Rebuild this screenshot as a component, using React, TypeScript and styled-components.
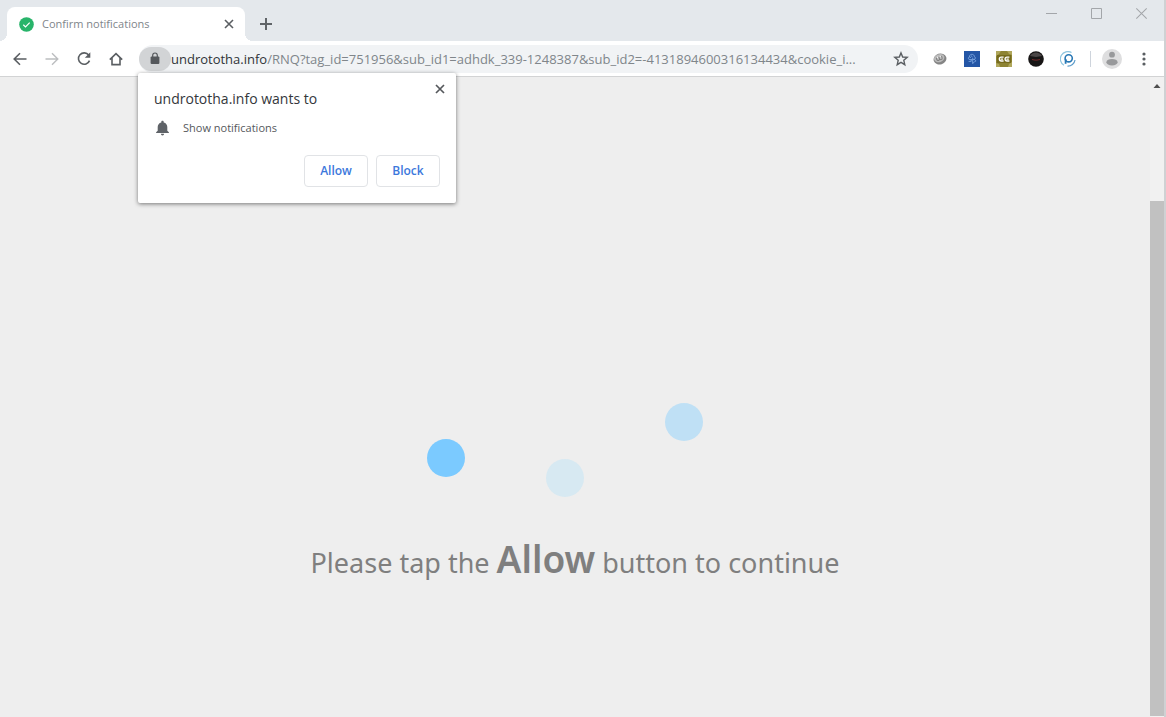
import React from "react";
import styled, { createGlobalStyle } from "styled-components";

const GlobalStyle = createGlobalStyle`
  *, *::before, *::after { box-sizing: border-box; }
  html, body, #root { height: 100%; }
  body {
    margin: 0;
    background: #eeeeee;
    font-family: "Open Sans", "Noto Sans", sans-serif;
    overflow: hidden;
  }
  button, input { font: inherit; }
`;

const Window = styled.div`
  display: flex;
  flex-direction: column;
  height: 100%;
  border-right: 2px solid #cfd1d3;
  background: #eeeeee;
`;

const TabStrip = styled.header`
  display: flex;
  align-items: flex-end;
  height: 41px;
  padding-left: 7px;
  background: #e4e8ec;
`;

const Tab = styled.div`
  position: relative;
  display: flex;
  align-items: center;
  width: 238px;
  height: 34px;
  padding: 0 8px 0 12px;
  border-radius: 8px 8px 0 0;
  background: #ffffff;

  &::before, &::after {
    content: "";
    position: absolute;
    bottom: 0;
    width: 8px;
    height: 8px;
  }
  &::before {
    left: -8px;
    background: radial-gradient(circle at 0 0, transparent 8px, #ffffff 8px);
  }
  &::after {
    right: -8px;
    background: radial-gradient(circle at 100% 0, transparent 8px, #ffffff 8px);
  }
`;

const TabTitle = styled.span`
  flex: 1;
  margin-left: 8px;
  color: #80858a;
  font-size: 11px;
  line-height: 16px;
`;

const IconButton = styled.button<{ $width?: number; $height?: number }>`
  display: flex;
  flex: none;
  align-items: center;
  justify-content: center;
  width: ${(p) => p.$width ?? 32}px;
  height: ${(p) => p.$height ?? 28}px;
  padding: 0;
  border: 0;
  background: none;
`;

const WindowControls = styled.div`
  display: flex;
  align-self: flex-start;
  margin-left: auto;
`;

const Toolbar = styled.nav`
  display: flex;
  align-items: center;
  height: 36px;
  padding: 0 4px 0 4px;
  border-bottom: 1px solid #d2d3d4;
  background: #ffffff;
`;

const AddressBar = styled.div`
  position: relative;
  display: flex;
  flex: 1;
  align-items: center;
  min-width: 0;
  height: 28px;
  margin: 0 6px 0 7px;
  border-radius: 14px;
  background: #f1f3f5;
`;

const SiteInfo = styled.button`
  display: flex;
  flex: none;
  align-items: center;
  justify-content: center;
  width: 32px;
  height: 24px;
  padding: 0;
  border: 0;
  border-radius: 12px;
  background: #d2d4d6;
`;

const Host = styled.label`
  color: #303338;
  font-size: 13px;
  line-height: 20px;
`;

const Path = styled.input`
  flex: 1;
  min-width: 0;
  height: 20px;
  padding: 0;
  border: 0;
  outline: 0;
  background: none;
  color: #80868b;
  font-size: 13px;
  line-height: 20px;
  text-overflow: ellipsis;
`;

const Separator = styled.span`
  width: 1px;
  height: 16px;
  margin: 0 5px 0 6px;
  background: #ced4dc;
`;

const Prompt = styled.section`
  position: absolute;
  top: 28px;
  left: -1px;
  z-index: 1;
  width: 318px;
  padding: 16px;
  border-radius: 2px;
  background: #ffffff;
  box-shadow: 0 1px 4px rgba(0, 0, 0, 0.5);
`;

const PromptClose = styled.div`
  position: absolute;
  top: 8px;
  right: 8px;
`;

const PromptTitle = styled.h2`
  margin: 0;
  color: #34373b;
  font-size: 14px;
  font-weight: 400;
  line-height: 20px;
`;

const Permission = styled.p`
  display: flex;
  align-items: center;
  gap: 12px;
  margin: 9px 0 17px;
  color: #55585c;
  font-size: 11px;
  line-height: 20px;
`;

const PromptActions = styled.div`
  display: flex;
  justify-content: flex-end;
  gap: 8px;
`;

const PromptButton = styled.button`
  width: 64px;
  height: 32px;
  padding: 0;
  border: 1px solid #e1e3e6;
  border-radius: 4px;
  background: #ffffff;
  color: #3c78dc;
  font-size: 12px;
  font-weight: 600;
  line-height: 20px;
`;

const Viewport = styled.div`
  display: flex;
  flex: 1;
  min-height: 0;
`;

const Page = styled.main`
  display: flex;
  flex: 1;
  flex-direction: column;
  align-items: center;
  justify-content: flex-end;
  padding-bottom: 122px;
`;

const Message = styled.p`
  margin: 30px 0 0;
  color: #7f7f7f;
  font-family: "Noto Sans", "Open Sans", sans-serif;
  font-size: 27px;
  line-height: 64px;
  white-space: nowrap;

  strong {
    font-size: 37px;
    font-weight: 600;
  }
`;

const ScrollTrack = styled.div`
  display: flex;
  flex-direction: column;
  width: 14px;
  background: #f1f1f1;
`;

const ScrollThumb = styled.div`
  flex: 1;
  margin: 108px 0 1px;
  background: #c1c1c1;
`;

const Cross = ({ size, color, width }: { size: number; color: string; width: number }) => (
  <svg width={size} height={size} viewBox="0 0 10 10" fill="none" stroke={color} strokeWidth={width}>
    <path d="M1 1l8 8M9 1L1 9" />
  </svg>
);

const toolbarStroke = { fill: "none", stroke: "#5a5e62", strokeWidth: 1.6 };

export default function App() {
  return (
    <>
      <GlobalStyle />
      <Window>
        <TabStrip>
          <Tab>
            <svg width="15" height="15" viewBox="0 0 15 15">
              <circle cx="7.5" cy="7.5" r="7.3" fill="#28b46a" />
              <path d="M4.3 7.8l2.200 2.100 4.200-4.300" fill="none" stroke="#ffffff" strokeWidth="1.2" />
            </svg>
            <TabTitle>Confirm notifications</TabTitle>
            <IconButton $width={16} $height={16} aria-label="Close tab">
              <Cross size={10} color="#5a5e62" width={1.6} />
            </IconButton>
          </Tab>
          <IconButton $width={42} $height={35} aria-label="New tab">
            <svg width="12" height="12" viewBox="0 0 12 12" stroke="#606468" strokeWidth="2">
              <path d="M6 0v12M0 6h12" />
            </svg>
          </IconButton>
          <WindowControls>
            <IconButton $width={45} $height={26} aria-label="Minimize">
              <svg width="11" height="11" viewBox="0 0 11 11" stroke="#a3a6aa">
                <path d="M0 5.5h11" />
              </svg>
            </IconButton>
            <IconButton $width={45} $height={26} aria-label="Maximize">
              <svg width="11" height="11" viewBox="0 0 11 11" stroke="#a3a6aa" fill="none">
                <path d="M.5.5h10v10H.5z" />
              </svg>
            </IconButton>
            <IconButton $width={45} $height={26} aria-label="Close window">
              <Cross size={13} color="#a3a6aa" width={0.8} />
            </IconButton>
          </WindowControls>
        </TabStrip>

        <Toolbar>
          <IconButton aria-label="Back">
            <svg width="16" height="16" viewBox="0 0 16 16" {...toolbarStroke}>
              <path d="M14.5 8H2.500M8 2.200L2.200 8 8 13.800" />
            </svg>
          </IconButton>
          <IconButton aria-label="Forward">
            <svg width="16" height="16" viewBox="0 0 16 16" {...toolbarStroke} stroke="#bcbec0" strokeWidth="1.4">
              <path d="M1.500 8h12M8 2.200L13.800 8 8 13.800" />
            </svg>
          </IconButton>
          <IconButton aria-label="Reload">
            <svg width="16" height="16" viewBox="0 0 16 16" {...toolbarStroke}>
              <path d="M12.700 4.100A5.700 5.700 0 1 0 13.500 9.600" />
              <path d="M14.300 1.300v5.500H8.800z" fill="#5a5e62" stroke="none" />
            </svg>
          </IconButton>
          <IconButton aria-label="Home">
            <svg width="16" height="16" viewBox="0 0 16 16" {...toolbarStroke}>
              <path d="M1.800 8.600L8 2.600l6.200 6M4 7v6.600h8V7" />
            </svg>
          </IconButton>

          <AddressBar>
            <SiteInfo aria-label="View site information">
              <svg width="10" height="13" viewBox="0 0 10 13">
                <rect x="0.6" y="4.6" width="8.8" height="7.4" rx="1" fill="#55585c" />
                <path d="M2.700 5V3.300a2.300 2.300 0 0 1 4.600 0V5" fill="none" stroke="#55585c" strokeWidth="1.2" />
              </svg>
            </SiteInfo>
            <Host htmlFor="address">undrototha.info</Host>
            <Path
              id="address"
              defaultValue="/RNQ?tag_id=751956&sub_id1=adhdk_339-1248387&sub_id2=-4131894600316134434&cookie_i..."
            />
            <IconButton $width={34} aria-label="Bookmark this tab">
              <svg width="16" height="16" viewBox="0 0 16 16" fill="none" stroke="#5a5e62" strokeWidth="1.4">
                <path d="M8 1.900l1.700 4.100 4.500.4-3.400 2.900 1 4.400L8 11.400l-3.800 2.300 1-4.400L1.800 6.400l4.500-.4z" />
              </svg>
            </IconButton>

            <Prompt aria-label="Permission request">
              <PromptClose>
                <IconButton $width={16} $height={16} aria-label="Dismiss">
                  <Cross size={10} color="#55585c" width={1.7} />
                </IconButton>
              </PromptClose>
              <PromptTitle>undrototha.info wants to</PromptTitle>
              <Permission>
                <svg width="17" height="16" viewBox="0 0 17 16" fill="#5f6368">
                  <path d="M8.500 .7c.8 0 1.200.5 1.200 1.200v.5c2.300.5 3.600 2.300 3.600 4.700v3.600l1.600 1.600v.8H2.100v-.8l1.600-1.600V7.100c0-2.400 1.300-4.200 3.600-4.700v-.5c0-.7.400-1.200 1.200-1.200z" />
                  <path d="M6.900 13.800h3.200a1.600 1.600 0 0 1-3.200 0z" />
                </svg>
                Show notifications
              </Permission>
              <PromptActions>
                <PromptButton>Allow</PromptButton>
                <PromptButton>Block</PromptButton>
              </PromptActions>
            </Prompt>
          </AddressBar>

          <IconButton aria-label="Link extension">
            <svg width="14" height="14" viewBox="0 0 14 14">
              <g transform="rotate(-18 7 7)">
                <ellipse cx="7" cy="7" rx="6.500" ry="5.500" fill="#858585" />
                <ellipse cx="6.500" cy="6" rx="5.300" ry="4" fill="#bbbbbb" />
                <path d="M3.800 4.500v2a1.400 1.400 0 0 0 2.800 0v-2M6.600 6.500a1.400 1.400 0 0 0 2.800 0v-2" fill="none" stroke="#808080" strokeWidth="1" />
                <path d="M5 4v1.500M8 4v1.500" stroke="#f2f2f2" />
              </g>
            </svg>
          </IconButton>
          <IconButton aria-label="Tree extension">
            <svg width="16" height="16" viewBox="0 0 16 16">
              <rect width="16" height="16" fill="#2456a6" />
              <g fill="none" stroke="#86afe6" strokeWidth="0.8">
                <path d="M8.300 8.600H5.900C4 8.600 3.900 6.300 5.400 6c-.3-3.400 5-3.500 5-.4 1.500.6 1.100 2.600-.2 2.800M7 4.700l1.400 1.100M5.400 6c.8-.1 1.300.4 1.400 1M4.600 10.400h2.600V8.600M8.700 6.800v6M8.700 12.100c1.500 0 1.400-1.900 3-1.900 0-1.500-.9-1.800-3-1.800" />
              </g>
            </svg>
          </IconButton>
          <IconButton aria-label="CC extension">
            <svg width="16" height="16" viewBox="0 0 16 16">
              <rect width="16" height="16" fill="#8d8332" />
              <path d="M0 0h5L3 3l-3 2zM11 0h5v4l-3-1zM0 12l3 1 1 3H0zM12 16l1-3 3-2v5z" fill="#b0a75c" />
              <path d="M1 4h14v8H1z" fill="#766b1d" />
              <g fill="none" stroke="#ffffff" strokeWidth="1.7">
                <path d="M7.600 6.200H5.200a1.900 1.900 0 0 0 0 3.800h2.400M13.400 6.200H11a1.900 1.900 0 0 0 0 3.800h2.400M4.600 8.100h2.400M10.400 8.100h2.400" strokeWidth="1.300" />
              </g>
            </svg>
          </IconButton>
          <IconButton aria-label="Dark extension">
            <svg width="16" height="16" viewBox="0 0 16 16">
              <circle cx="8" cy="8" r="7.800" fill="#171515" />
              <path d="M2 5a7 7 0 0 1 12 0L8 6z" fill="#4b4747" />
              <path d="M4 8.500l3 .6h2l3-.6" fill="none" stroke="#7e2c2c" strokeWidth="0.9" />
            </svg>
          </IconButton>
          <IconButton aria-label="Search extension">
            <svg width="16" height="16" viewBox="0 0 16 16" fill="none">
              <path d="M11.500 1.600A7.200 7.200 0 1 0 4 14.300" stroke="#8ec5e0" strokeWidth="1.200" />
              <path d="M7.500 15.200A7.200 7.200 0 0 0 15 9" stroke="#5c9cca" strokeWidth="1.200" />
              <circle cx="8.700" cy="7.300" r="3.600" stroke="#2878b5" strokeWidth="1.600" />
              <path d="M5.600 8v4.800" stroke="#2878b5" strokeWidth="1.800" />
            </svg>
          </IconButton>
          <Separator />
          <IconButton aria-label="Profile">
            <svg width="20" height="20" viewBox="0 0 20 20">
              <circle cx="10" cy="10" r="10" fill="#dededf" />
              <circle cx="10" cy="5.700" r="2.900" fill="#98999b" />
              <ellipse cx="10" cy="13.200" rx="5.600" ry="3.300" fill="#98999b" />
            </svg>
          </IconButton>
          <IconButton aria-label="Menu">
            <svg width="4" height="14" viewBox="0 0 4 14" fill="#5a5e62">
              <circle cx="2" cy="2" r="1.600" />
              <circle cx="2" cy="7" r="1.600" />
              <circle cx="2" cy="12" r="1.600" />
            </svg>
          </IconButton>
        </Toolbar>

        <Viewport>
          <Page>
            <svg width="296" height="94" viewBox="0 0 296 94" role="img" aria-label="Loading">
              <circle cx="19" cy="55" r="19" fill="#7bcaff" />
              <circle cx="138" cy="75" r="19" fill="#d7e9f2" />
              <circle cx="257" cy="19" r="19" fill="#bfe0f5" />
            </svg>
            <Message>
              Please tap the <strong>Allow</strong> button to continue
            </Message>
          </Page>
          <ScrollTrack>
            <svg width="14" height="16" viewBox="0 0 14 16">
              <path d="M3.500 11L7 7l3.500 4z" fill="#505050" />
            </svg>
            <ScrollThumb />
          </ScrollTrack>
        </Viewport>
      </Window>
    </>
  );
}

-----

What is the number of lines in the listing above that contain the string "components"? Give only the number.

Full response — 2